Voices on obsession

Oh. Where are the other ones?.  

~They're having a picnic


~It's National Voice in your Head picnic day.  They give everything a National Day now.

You're kidding. Jeez Louise. It's quiet in there..,..but I do like picnics. Tell them to hurry back - my sarcastic inner monologue is just about the best thing I have going for me.

There is nothing to writing. You just sit at the typewriter and bleed. Ernest Hemmingway


Long form script:

I write about my obsessions. The things that haunt me. The things I can't forget. Won't forget. Due to magnetism, mesmerism or chemical re-action. They are stories I carry in my body waiting to be released. Like guinea worms, they burrow in my brain. Better out than in. This is one. About BDSM.

 Smile and the world smiles with you. Cry and you cry alone. Ah, but what happens if you want punishment. Because it's all your fault. Well, then I send out a search party looking for dark energy. Two-headed alien beasts in Alpha Centauri wake up for that kind of energy. 

I keep encountering these things. Shame. Regret. Confusion. I get used to them. I even start to miss them if they go away. I feel strangely ill at ease in their absence because we have spent so long together cultivating psychological chaos. The ability to reduce my awareness level of any other emotion has become an intricate part of my personality. I use the same inner-resource to block out emotional angst. I am very good at multi-tasking numbness.

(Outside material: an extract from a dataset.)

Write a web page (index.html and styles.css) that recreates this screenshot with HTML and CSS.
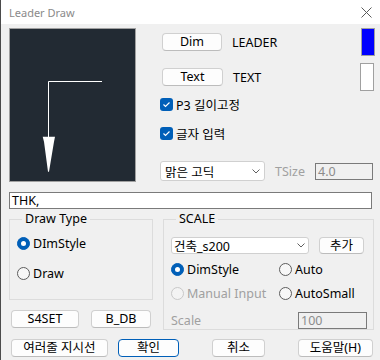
FILE: index.html
```html
<!DOCTYPE html>
<html lang="ko">
<head>
<meta charset="UTF-8">
<title>Leader Draw</title>
<link rel="stylesheet" href="styles.css">
</head>
<body>

    <div class="titlebar">
        <span class="title">Leader Draw</span>
        <svg class="close" width="11" height="11" viewBox="0 0 11 11">
            <path d="M0.5 0.5 L10.5 10.5 M10.5 0.5 L0.5 10.5" stroke="#5a5a5a" stroke-width="1" fill="none"/>
        </svg>
    </div>

    <div class="main">
        <div class="top">
            <div class="preview">
                <svg width="125" height="152" viewBox="0 0 125 152">
                    <path d="M38.5 108 L38.5 52.5 L92 52.5" stroke="#fff" stroke-width="1" fill="none"/>
                    <polygon points="32.7,107.7 45,107.7 44,112.7 39,142.7 38,142.7 34,112.7" fill="#fff"/>
                </svg>
            </div>

            <div class="options">
                <div class="opt-row">
                    <button class="btn btn-dim">Dim</button>
                    <span class="opt-label">LEADER</span>
                    <span class="swatch swatch-blue"></span>
                </div>
                <div class="opt-row row-text">
                    <button class="btn btn-text">Text</button>
                    <span class="opt-label">TEXT</span>
                    <span class="swatch swatch-white"></span>
                </div>
                <div class="check check-p3">
                    <span class="box"><svg width="13" height="13" viewBox="0 0 13 13"><polyline points="3.5,6.5 5.5,8.5 9.5,4.5" stroke="#fff" stroke-width="1.1" fill="none"/></svg></span>
                    <span>P3 길이고정</span>
                </div>
                <div class="check check-text">
                    <span class="box"><svg width="13" height="13" viewBox="0 0 13 13"><polyline points="3.5,6.5 5.5,8.5 9.5,4.5" stroke="#fff" stroke-width="1.1" fill="none"/></svg></span>
                    <span>글자 입력</span>
                </div>
                <div class="font-row">
                    <div class="combo combo-font">
                        <span>맑은 고딕</span>
                        <svg width="8" height="5" viewBox="0 0 8 5"><polyline points="0.5,0.5 4,4 7.5,0.5" stroke="#606060" fill="none"/></svg>
                    </div>
                    <span class="dis-label tsize-label">TSize</span>
                    <div class="field field-disabled tsize-field">4.0</div>
                </div>
            </div>
        </div>

        <div class="field text-field">THK,</div>

        <div class="lower">
            <div class="left-col">
                <div class="group group-draw">
                    <span class="legend">Draw Type</span>
                    <div class="radio on draw-r1"><span class="dot"></span><span>DImStyle</span></div>
                    <div class="radio draw-r2"><span class="dot"></span><span>Draw</span></div>
                </div>
                <div class="btn-row">
                    <button class="btn btn-s4set">S4SET</button>
                    <button class="btn btn-bdb">B_DB</button>
                </div>
            </div>

            <div class="group group-scale">
                <span class="legend">SCALE</span>
                <div class="scale-combo-row">
                    <div class="combo combo-scale">
                        <span>건축_s200</span>
                        <svg width="8" height="5" viewBox="0 0 8 5"><polyline points="0.5,0.5 4,4 7.5,0.5" stroke="#606060" fill="none"/></svg>
                    </div>
                    <button class="btn btn-add">추가</button>
                </div>
                <div class="radio-grid">
                    <div class="radio on"><span class="dot"></span><span>DimStyle</span></div>
                    <div class="radio"><span class="dot"></span><span>Auto</span></div>
                    <div class="radio disabled"><span class="dot"></span><span>Manual Input</span></div>
                    <div class="radio"><span class="dot"></span><span>AutoSmall</span></div>
                </div>
                <div class="scale-row">
                    <span class="dis-label">Scale</span>
                    <div class="field field-disabled scale-field">100</div>
                </div>
            </div>
        </div>

        <div class="footer">
            <button class="btn btn-multi">여러줄 지시선</button>
            <button class="btn btn-default btn-ok">확인</button>
            <button class="btn btn-cancel">취소</button>
            <button class="btn btn-help">도움말(H)</button>
        </div>
    </div>

</body>
</html>
```

FILE: styles.css
```css
* {
    box-sizing: border-box;
}
html, body {
    margin: 0;
}
body {
    width: 380px;
    height: 360px;
    overflow: hidden;
    background-color: #f0f0f0;
    border-left: 1px solid #4b4b4b;
    font-family: "Noto Sans", "Noto Sans CJK KR", sans-serif;
    font-size: 12.5px;
    color: #000;
}

/* 타이틀바 */
.titlebar {
    height: 24px;
    background-color: #fff;
    display: flex;
    align-items: center;
    justify-content: space-between;
    padding: 0 8px 0 8px;
}
.title {
    font-size: 11px;
    color: #8a8a8a;
}

.main {
    padding: 4px 0 0 8px;
}

/* 상단: 미리보기 + 옵션 */
.top {
    display: flex;
}
.preview {
    width: 127px;
    height: 154px;
    border: 1px solid #a0a0a0;
    background-color: #222a33;
}
.preview svg {
    display: block;
}
.options {
    margin-left: 24px;
    width: 215px;
    display: flex;
    flex-direction: column;
}
.opt-row {
    display: flex;
    align-items: center;
    height: 28px;
}
.row-text {
    margin-top: 7px;
}
.opt-label {
    margin-left: 10px;
}
.swatch {
    margin-left: auto;
    width: 14px;
    height: 28px;
    border: 1px solid #a0a0a0;
}
.swatch-blue {
    background-color: #0000ff;
}
.swatch-white {
    background-color: #fff;
    margin-right: 1px;
}

/* 버튼 */
.btn {
    font: inherit;
    color: #000;
    height: 18px;
    padding: 0;
    line-height: 16px;
    background-color: #fdfdfd;
    border: 1px solid #d0d0d0;
    border-bottom-color: #bcbcbc;
    border-radius: 4px;
}
.btn-default {
    border-color: #005fb8;
}
.btn-dim {
    width: 60px;
    margin-left: 2px;
}
.btn-text {
    width: 61px;
    margin-left: 2px;
}

/* 체크박스 */
.check {
    display: flex;
    align-items: center;
    gap: 3px;
    height: 13px;
}
.check-p3 {
    margin-top: 7px;
}
.check-text {
    margin-top: 16px;
}
.check .box {
    width: 13px;
    height: 13px;
    border-radius: 3px;
    background-color: #005fb8;
}
.check .box svg {
    display: block;
}

/* 콤보 / 입력칸 */
.font-row {
    display: flex;
    align-items: center;
    margin-top: 21px;
    height: 20px;
}
.combo {
    display: flex;
    align-items: center;
    justify-content: space-between;
    background-color: #fff;
    border: 1px solid #d0d0d0;
    border-radius: 3px;
}
.combo-font {
    width: 105px;
    height: 20px;
    padding: 0 4px 0 4px;
}
.dis-label {
    color: #a0a0a0;
}
.tsize-label {
    margin-left: 10px;
}
.field {
    height: 17px;
    line-height: 15px;
    padding-left: 2px;
}
.field-disabled {
    border: 1px solid #7a7a7a;
    background-color: #f0f0f0;
    color: #8c8c8c;
}
.tsize-field {
    width: 58px;
    margin-left: auto;
    margin-right: 2px;
}
.text-field {
    margin-top: 10px;
    width: 363px;
    border: 1px solid #7a7a7a;
    background-color: #fff;
}

/* 하단 그룹 */
.lower {
    display: flex;
    margin-top: 10px;
}
.left-col {
    width: 144px;
}
.group {
    border: 1px solid #dcdcdc;
}
.legend {
    display: block;
    width: max-content;
    margin: -8px 0 0 5px;
    padding: 0 3px;
    line-height: 14px;
    background-color: #f0f0f0;
}
.group-draw {
    height: 81px;
    padding-left: 7px;
}
.draw-r1 {
    margin-top: 11px;
}
.draw-r2 {
    margin-top: 17px;
}

/* 라디오 */
.radio {
    display: flex;
    align-items: center;
    gap: 3px;
    height: 13px;
}
.radio .dot {
    width: 13px;
    height: 13px;
    border-radius: 50%;
    border: 1px solid #5d5d5d;
    background-color: #f7f7f7;
    display: flex;
    align-items: center;
    justify-content: center;
}
.radio.on .dot {
    border-color: #005fb8;
    background-color: #005fb8;
}
.radio.on .dot::after {
    content: "";
    width: 5px;
    height: 5px;
    border-radius: 50%;
    background-color: #fff;
}
.radio.disabled {
    color: #a0a0a0;
}
.radio.disabled .dot {
    border-color: #c8c8c8;
    background-color: #f3f3f3;
}

.btn-row {
    display: flex;
    gap: 12px;
    margin-top: 10px;
    padding-left: 2px;
}
.btn-s4set {
    width: 68px;
}
.btn-bdb {
    width: 60px;
}

.group-scale {
    margin-left: 10px;
    width: 211px;
    height: 111px;
    padding-left: 7px;
}
.scale-combo-row {
    display: flex;
    margin-top: 11px;
    height: 17px;
}
.combo-scale {
    width: 138px;
    height: 17px;
    padding: 0 3px 0 2px;
}
.btn-add {
    width: 45px;
    height: 17px;
    line-height: 15px;
    margin-left: 10px;
}
.radio-grid {
    display: grid;
    grid-template-columns: 108px auto;
    row-gap: 11px;
    margin-top: 9px;
}
.scale-row {
    display: flex;
    align-items: center;
    margin-top: 12px;
    height: 17px;
}
.scale-field {
    width: 69px;
    margin-left: auto;
    margin-right: 6px;
}

/* 하단 버튼 */
.footer {
    display: flex;
    margin-top: 9px;
}
.btn-multi {
    width: 97px;
    margin-left: 2px;
}
.btn-ok {
    width: 61px;
    margin-left: 10px;
}
.btn-cancel {
    width: 53px;
    margin-left: 33px;
}
.btn-help {
    width: 75px;
    margin-left: 33px;
}
```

There is an old saying, 'If things are going well, steel yourself. Sooner or later, they're going to get worse. If things are going badly, I cheer. Because I deserve that. A very natural law dictates that it shall be so. Truth. I probably want it, and that's what I fight every day. 

I live in a fantasy world. A bubble that my imagination has created for myself. There I can see things the way I want to. And I can tease all my Sisyphean shame into my preferred punishment.

I want to be captured by figments and phantoms. Taken to a room of mirrors. Filled with no hopes & no will. Just deja vu. Watching me. I am only for them. They can do with me what they like. Because I deserve nothing better

This is my fantasy

Read between the lines. You'll figure out what I'm fantasing about. The number one fantasy women have - according to reputable polls. And it is true for this focus group of one.  

But not for the same reasons. I got some different reasons.